**The exercise**
Gather, from the listing beneath this task, every line holding the string "TypeScript".

** START **

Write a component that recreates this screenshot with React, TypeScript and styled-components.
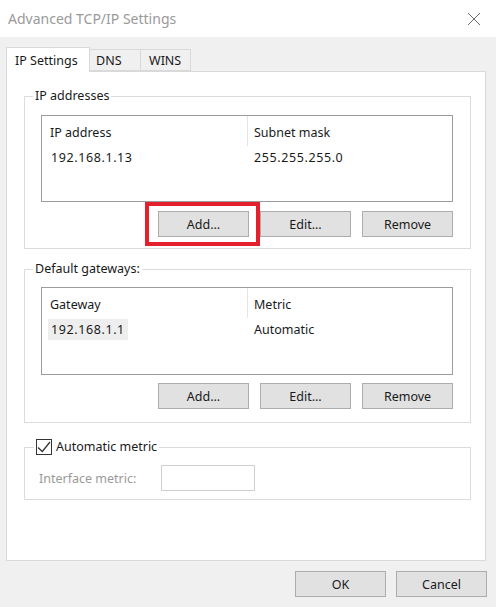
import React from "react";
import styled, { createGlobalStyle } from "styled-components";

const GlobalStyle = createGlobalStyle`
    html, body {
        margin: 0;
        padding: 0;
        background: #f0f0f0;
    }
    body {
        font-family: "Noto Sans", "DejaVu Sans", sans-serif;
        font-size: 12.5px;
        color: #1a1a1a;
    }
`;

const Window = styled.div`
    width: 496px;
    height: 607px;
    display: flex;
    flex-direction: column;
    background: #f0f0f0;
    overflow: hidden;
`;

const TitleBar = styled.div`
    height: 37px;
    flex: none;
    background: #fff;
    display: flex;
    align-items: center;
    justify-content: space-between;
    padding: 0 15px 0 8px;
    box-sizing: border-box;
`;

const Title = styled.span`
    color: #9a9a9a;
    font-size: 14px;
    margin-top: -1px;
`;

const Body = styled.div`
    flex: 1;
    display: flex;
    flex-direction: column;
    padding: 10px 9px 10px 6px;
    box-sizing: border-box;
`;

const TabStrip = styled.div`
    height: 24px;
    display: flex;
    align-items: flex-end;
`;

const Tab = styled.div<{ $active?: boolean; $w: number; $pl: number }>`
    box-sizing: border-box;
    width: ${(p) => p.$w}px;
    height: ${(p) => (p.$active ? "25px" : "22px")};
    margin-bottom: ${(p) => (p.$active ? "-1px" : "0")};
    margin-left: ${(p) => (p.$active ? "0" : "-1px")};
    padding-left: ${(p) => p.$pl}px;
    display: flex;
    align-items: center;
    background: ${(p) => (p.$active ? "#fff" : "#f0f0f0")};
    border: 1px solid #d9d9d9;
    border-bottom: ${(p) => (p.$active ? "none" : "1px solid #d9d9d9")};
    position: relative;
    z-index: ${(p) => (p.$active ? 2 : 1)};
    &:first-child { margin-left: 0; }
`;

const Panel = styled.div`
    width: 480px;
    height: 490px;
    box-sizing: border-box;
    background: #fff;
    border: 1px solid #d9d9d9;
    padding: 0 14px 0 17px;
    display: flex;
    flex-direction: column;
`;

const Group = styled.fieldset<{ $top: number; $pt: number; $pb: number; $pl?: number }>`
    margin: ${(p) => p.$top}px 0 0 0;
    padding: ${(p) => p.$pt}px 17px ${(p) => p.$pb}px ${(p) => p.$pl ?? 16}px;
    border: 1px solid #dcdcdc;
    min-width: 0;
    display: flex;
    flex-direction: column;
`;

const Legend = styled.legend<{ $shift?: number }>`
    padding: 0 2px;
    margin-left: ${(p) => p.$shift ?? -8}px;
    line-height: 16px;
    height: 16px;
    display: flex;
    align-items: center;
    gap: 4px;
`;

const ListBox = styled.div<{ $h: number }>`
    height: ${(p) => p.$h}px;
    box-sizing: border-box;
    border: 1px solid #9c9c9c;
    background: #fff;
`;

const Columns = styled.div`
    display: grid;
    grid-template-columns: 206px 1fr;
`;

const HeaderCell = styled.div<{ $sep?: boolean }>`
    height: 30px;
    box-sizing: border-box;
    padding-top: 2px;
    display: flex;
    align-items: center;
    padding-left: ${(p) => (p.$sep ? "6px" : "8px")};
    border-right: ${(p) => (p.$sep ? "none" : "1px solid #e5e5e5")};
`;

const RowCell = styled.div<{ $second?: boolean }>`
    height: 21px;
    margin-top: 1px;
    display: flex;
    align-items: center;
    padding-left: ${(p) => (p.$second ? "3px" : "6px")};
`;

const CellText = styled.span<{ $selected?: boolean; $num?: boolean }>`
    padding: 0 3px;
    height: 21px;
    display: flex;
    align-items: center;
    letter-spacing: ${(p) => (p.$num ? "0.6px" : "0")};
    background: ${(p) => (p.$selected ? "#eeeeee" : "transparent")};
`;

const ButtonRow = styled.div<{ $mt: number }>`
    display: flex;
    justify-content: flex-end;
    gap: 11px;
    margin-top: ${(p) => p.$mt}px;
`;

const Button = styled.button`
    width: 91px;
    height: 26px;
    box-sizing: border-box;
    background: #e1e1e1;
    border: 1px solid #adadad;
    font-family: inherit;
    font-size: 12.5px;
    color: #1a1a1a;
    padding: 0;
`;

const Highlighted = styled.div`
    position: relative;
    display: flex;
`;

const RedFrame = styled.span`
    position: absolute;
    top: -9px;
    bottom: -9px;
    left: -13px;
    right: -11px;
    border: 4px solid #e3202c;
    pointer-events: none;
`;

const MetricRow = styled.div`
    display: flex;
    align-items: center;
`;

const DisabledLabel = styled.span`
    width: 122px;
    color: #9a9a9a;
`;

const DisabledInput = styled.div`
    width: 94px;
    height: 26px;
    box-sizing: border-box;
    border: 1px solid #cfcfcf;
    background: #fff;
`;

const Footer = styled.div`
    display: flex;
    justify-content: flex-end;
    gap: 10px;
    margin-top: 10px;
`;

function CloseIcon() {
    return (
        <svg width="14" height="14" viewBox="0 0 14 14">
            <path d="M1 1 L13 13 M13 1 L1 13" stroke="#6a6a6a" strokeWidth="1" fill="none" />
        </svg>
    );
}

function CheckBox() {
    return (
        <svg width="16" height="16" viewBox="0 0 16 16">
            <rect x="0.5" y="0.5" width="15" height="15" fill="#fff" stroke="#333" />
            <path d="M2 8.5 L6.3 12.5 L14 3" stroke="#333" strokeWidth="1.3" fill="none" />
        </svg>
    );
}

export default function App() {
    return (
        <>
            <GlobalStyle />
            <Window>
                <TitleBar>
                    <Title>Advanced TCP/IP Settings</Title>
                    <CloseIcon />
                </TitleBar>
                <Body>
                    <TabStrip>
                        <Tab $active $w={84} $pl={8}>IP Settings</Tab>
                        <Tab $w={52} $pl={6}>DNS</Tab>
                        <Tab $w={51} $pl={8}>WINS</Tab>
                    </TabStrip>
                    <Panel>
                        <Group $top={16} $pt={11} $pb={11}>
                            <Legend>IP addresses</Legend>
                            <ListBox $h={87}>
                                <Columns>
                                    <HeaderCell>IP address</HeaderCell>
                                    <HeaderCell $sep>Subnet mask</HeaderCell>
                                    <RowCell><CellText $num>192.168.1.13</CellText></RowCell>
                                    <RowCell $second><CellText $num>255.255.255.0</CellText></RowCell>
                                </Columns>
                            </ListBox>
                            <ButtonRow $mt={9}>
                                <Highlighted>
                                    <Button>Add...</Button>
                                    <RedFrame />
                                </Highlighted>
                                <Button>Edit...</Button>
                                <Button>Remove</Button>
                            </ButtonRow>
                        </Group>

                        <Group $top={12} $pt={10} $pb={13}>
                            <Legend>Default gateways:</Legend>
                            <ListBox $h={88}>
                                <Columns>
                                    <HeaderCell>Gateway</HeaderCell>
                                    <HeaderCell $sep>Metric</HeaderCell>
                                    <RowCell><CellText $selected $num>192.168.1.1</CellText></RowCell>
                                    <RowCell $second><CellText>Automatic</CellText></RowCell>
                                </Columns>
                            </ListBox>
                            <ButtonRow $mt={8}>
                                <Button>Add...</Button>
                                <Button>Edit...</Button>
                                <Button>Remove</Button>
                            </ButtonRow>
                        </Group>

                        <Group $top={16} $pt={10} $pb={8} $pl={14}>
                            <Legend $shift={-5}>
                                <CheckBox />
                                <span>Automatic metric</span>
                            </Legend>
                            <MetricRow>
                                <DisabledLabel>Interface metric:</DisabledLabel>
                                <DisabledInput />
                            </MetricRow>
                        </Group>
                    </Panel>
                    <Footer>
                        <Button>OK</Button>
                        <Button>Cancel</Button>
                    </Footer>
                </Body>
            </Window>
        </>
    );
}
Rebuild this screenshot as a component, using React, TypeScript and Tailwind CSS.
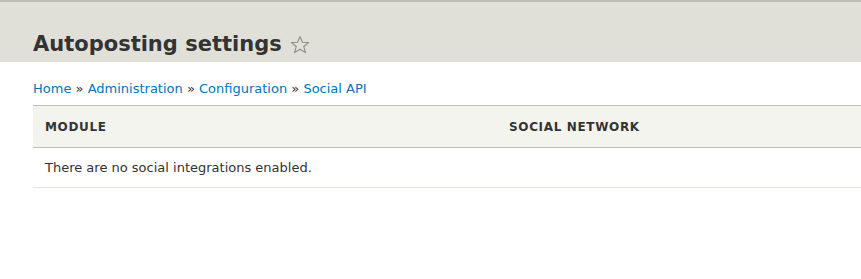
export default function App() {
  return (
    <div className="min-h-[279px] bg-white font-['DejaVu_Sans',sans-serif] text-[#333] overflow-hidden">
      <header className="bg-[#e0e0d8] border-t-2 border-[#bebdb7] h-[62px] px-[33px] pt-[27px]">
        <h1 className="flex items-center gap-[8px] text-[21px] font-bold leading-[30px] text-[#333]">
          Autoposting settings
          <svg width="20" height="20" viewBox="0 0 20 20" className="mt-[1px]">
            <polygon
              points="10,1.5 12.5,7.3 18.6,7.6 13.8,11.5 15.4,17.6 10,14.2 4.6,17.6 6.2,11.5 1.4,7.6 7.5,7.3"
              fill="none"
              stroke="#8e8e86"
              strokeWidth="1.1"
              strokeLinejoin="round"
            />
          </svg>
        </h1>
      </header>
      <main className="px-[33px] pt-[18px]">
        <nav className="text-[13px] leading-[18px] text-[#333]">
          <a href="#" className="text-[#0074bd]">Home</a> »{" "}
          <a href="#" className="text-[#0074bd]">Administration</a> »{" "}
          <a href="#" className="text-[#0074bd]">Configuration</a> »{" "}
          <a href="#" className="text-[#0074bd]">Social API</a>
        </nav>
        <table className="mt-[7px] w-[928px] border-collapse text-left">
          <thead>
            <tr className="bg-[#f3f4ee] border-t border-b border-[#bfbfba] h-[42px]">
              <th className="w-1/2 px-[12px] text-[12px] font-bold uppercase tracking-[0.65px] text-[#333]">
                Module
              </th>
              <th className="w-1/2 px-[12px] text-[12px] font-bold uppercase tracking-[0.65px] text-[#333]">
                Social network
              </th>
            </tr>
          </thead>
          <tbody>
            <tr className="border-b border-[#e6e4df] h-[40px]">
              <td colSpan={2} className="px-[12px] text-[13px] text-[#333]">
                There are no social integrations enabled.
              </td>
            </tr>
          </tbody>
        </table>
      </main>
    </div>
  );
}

** END **

**Output below**
Write a component that recreates this screenshot with React, TypeScript and styled-components.
Rebuild this screenshot as a component, using React, TypeScript and Tailwind CSS.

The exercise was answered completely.